Brief. Repeat all of the material below exactly as written, images excluded.

Information shown.
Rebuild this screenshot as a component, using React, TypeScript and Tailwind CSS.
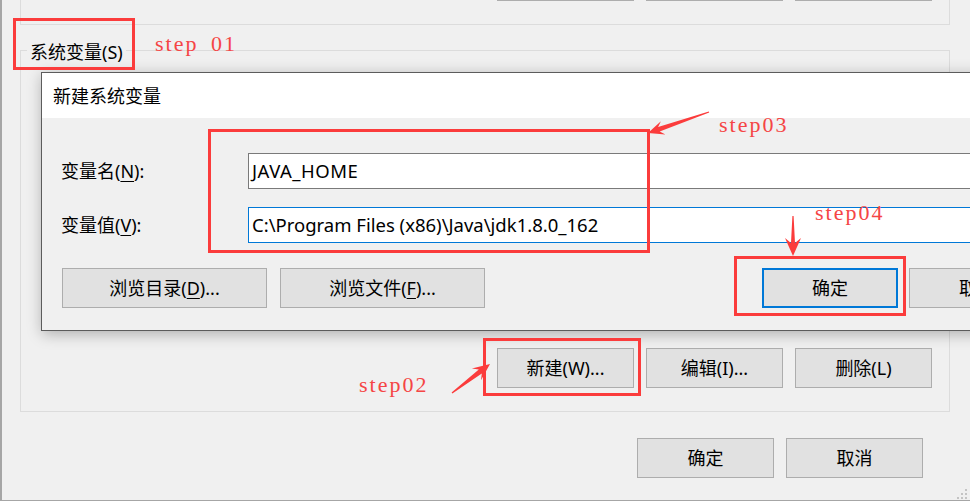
import React from 'react';

type Pt = [number, number];

const ui = "font-['Noto_Sans','Noto_Sans_CJK_SC',sans-serif]";

// tapered screenshot-tool arrow, thin at the tail, head at the tip
function arrowPoints(tail: Pt, tip: Pt, headLen: number, headW: number, shaftW: number) {
  const dx = tip[0] - tail[0];
  const dy = tip[1] - tail[1];
  const len = Math.hypot(dx, dy);
  const ux = dx / len;
  const uy = dy / len;
  const nx = -uy;
  const ny = ux;
  const base: Pt = [tip[0] - ux * headLen * 0.72, tip[1] - uy * headLen * 0.72];
  const wing: Pt = [tip[0] - ux * headLen, tip[1] - uy * headLen];
  const pts: Pt[] = [
    [tail[0] + nx * 0.6, tail[1] + ny * 0.6],
    [base[0] + (nx * shaftW) / 2, base[1] + (ny * shaftW) / 2],
    [wing[0] + (nx * headW) / 2, wing[1] + (ny * headW) / 2],
    tip,
    [wing[0] - (nx * headW) / 2, wing[1] - (ny * headW) / 2],
    [base[0] - (nx * shaftW) / 2, base[1] - (ny * shaftW) / 2],
    [tail[0] - nx * 0.6, tail[1] - ny * 0.6],
  ];
  return pts.map((p) => `${p[0].toFixed(1)},${p[1].toFixed(1)}`).join(' ');
}

const Btn: React.FC<{ className?: string; children: React.ReactNode }> = ({ className = '', children }) => (
  <button
    type="button"
    className={`h-[40px] flex items-center justify-center bg-[#e1e1e1] text-[18px] leading-none text-black ${className}`}
  >
    {children}
  </button>
);

const StepLabel: React.FC<{ className: string; children: React.ReactNode }> = ({ className, children }) => (
  <div
    className={`absolute font-['Liberation_Serif',serif] text-[22px] leading-none tracking-[2px] [word-spacing:5px] text-[#f54545] whitespace-pre ${className}`}
  >
    {children}
  </div>
);

const App: React.FC = () => {
  return (
    <div className={`relative w-[970px] h-[501px] overflow-hidden bg-[#f0f0f0] text-black ${ui}`}>
      {/* environment variables window behind */}
      <div className="h-[501px] border-l-2 border-b border-[#a6a6a6] flex flex-col">
        <div className="ml-[18px] w-[930px] h-[25px] shrink-0 border-x border-b border-[#dcdcdc] flex justify-end gap-[12px] pr-[17px]">
          <div className="w-[137px] h-px bg-[#adadad]" />
          <div className="w-[137px] h-px bg-[#adadad]" />
          <div className="w-[137px] h-px bg-[#adadad]" />
        </div>

        <fieldset className="ml-[18px] mt-[13px] w-[930px] border border-[#dcdcdc]">
          <legend className="ml-[6px] px-[3px] pt-[3px] text-[18px] leading-[22px]">系统变量(S)</legend>
          <div className="h-[348px] flex items-end justify-end gap-[12px] pr-[17px] pb-[23px]">
            <Btn className="w-[137px] border border-[#adadad]">新建(W)...</Btn>
            <Btn className="w-[137px] border border-[#adadad]">编辑(I)...</Btn>
            <Btn className="w-[137px] border border-[#adadad]">删除(L)</Btn>
          </div>
        </fieldset>

        <div className="mt-[26px] flex justify-end gap-[12px] pr-[47px]">
          <Btn className="w-[137px] border border-[#adadad]">确定</Btn>
          <Btn className="w-[137px] border border-[#adadad]">取消</Btn>
        </div>
      </div>

      {/* new system variable dialog */}
      <div className="absolute left-[41px] top-[72px] w-[1030px] h-[259px] border border-[#5c5c5c] bg-[#f0f0f0] shadow-[1px_3px_14px_rgba(0,0,0,0.28)] flex flex-col">
        <div className="h-[45px] shrink-0 bg-white flex items-center pl-[11px] text-[18px] leading-none">新建系统变量</div>
        <div className="pt-[35px] pl-[19px] flex flex-col">
          <div className="h-[36px] flex items-center">
            <div className="w-[187px] text-[18px] leading-none">
              变量名(<u className="underline-offset-[3px]">N</u>):
            </div>
            <div className="h-[36px] w-[800px] border border-[#7a7a7a] bg-white flex items-center pl-[3px] text-[18.5px] tracking-[0.5px] leading-none">
              JAVA_HOME
            </div>
          </div>
          <div className="mt-[18px] h-[36px] flex items-center">
            <div className="w-[187px] text-[18px] leading-none">
              变量值(<u className="underline-offset-[3px]">V</u>):
            </div>
            <div className="h-[36px] w-[800px] border border-[#0078d7] bg-white flex items-center pl-[3px] text-[18.5px] leading-none">
              C:\Program Files (x86)\Java\jdk1.8.0_162
            </div>
          </div>
          <div className="mt-[25px] pl-px flex">
            <Btn className="w-[205px] border border-[#adadad]">
              浏览目录(<u className="underline-offset-[3px]">D</u>)...
            </Btn>
            <Btn className="ml-[13px] w-[205px] border border-[#adadad]">
              浏览文件(<u className="underline-offset-[3px]">F</u>)...
            </Btn>
            <Btn className="ml-[277px] w-[136px] border-2 border-[#0078d7]">确定</Btn>
            <Btn className="ml-[11px] w-[136px] border border-[#adadad]">取消</Btn>
          </div>
        </div>
      </div>

      {/* annotations */}
      <div className="absolute left-[13px] top-[18px] w-[122px] h-[52px] border-[3px] border-[#fb3c3c]" />
      <div className="absolute left-[208px] top-[129px] w-[442px] h-[124px] border-[3px] border-[#fb3c3c]" />
      <div className="absolute left-[734px] top-[256px] w-[172px] h-[60px] border-[3px] border-[#fb3c3c]" />
      <div className="absolute left-[483px] top-[338px] w-[158px] h-[58px] border-[3px] border-[#fb3c3c]" />

      <StepLabel className="left-[155px] top-[33px]">step 01</StepLabel>
      <StepLabel className="left-[719px] top-[114px]">step03</StepLabel>
      <StepLabel className="left-[815px] top-[202px]">step04</StepLabel>
      <StepLabel className="left-[359px] top-[374px]">step02</StepLabel>

      <svg className="absolute left-0 top-0 pointer-events-none" width="970" height="501" viewBox="0 0 970 501">
        <polygon points={arrowPoints([709, 112], [648, 133], 16, 14, 5)} fill="#fb3c3c" />
        <polygon points={arrowPoints([793, 216], [793, 256], 18, 16, 4)} fill="#fb3c3c" />
        <polygon points={arrowPoints([452, 393], [490, 364], 17, 15, 5)} fill="#fb3c3c" />
        {/* size grip */}
        <g fill="#c4c4c4">
          <rect x="965" y="489" width="2" height="2" />
          <rect x="961" y="493" width="2" height="2" />
          <rect x="965" y="493" width="2" height="2" />
          <rect x="957" y="497" width="2" height="2" />
          <rect x="961" y="497" width="2" height="2" />
          <rect x="965" y="497" width="2" height="2" />
        </g>
      </svg>
    </div>
  );
};

export default App;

Complete answer.
Rebuild this screenshot as a component, using React, TypeScript and Tailwind CSS.
import React from 'react';

type Pt = [number, number];

const ui = "font-['Noto_Sans','Noto_Sans_CJK_SC',sans-serif]";

// tapered screenshot-tool arrow, thin at the tail, head at the tip
function arrowPoints(tail: Pt, tip: Pt, headLen: number, headW: number, shaftW: number) {
  const dx = tip[0] - tail[0];
  const dy = tip[1] - tail[1];
  const len = Math.hypot(dx, dy);
  const ux = dx / len;
  const uy = dy / len;
  const nx = -uy;
  const ny = ux;
  const base: Pt = [tip[0] - ux * headLen * 0.72, tip[1] - uy * headLen * 0.72];
  const wing: Pt = [tip[0] - ux * headLen, tip[1] - uy * headLen];
  const pts: Pt[] = [
    [tail[0] + nx * 0.6, tail[1] + ny * 0.6],
    [base[0] + (nx * shaftW) / 2, base[1] + (ny * shaftW) / 2],
    [wing[0] + (nx * headW) / 2, wing[1] + (ny * headW) / 2],
    tip,
    [wing[0] - (nx * headW) / 2, wing[1] - (ny * headW) / 2],
    [base[0] - (nx * shaftW) / 2, base[1] - (ny * shaftW) / 2],
    [tail[0] - nx * 0.6, tail[1] - ny * 0.6],
  ];
  return pts.map((p) => `${p[0].toFixed(1)},${p[1].toFixed(1)}`).join(' ');
}

const Btn: React.FC<{ className?: string; children: React.ReactNode }> = ({ className = '', children }) => (
  <button
    type="button"
    className={`h-[40px] flex items-center justify-center bg-[#e1e1e1] text-[18px] leading-none text-black ${className}`}
  >
    {children}
  </button>
);

const StepLabel: React.FC<{ className: string; children: React.ReactNode }> = ({ className, children }) => (
  <div
    className={`absolute font-['Liberation_Serif',serif] text-[22px] leading-none tracking-[2px] [word-spacing:5px] text-[#f54545] whitespace-pre ${className}`}
  >
    {children}
  </div>
);

const App: React.FC = () => {
  return (
    <div className={`relative w-[970px] h-[501px] overflow-hidden bg-[#f0f0f0] text-black ${ui}`}>
      {/* environment variables window behind */}
      <div className="h-[501px] border-l-2 border-b border-[#a6a6a6] flex flex-col">
        <div className="ml-[18px] w-[930px] h-[25px] shrink-0 border-x border-b border-[#dcdcdc] flex justify-end gap-[12px] pr-[17px]">
          <div className="w-[137px] h-px bg-[#adadad]" />
          <div className="w-[137px] h-px bg-[#adadad]" />
          <div className="w-[137px] h-px bg-[#adadad]" />
        </div>

        <fieldset className="ml-[18px] mt-[13px] w-[930px] border border-[#dcdcdc]">
          <legend className="ml-[6px] px-[3px] pt-[3px] text-[18px] leading-[22px]">系统变量(S)</legend>
          <div className="h-[348px] flex items-end justify-end gap-[12px] pr-[17px] pb-[23px]">
            <Btn className="w-[137px] border border-[#adadad]">新建(W)...</Btn>
            <Btn className="w-[137px] border border-[#adadad]">编辑(I)...</Btn>
            <Btn className="w-[137px] border border-[#adadad]">删除(L)</Btn>
          </div>
        </fieldset>

        <div className="mt-[26px] flex justify-end gap-[12px] pr-[47px]">
          <Btn className="w-[137px] border border-[#adadad]">确定</Btn>
          <Btn className="w-[137px] border border-[#adadad]">取消</Btn>
        </div>
      </div>

      {/* new system variable dialog */}
      <div className="absolute left-[41px] top-[72px] w-[1030px] h-[259px] border border-[#5c5c5c] bg-[#f0f0f0] shadow-[1px_3px_14px_rgba(0,0,0,0.28)] flex flex-col">
        <div className="h-[45px] shrink-0 bg-white flex items-center pl-[11px] text-[18px] leading-none">新建系统变量</div>
        <div className="pt-[35px] pl-[19px] flex flex-col">
          <div className="h-[36px] flex items-center">
            <div className="w-[187px] text-[18px] leading-none">
              变量名(<u className="underline-offset-[3px]">N</u>):
            </div>
            <div className="h-[36px] w-[800px] border border-[#7a7a7a] bg-white flex items-center pl-[3px] text-[18.5px] tracking-[0.5px] leading-none">
              JAVA_HOME
            </div>
          </div>
          <div className="mt-[18px] h-[36px] flex items-center">
            <div className="w-[187px] text-[18px] leading-none">
              变量值(<u className="underline-offset-[3px]">V</u>):
            </div>
            <div className="h-[36px] w-[800px] border border-[#0078d7] bg-white flex items-center pl-[3px] text-[18.5px] leading-none">
              C:\Program Files (x86)\Java\jdk1.8.0_162
            </div>
          </div>
          <div className="mt-[25px] pl-px flex">
            <Btn className="w-[205px] border border-[#adadad]">
              浏览目录(<u className="underline-offset-[3px]">D</u>)...
            </Btn>
            <Btn className="ml-[13px] w-[205px] border border-[#adadad]">
              浏览文件(<u className="underline-offset-[3px]">F</u>)...
            </Btn>
            <Btn className="ml-[277px] w-[136px] border-2 border-[#0078d7]">确定</Btn>
            <Btn className="ml-[11px] w-[136px] border border-[#adadad]">取消</Btn>
          </div>
        </div>
      </div>

      {/* annotations */}
      <div className="absolute left-[13px] top-[18px] w-[122px] h-[52px] border-[3px] border-[#fb3c3c]" />
      <div className="absolute left-[208px] top-[129px] w-[442px] h-[124px] border-[3px] border-[#fb3c3c]" />
      <div className="absolute left-[734px] top-[256px] w-[172px] h-[60px] border-[3px] border-[#fb3c3c]" />
      <div className="absolute left-[483px] top-[338px] w-[158px] h-[58px] border-[3px] border-[#fb3c3c]" />

      <StepLabel className="left-[155px] top-[33px]">step 01</StepLabel>
      <StepLabel className="left-[719px] top-[114px]">step03</StepLabel>
      <StepLabel className="left-[815px] top-[202px]">step04</StepLabel>
      <StepLabel className="left-[359px] top-[374px]">step02</StepLabel>

      <svg className="absolute left-0 top-0 pointer-events-none" width="970" height="501" viewBox="0 0 970 501">
        <polygon points={arrowPoints([709, 112], [648, 133], 16, 14, 5)} fill="#fb3c3c" />
        <polygon points={arrowPoints([793, 216], [793, 256], 18, 16, 4)} fill="#fb3c3c" />
        <polygon points={arrowPoints([452, 393], [490, 364], 17, 15, 5)} fill="#fb3c3c" />
        {/* size grip */}
        <g fill="#c4c4c4">
          <rect x="965" y="489" width="2" height="2" />
          <rect x="961" y="493" width="2" height="2" />
          <rect x="965" y="493" width="2" height="2" />
          <rect x="957" y="497" width="2" height="2" />
          <rect x="961" y="497" width="2" height="2" />
          <rect x="965" y="497" width="2" height="2" />
        </g>
      </svg>
    </div>
  );
};

export default App;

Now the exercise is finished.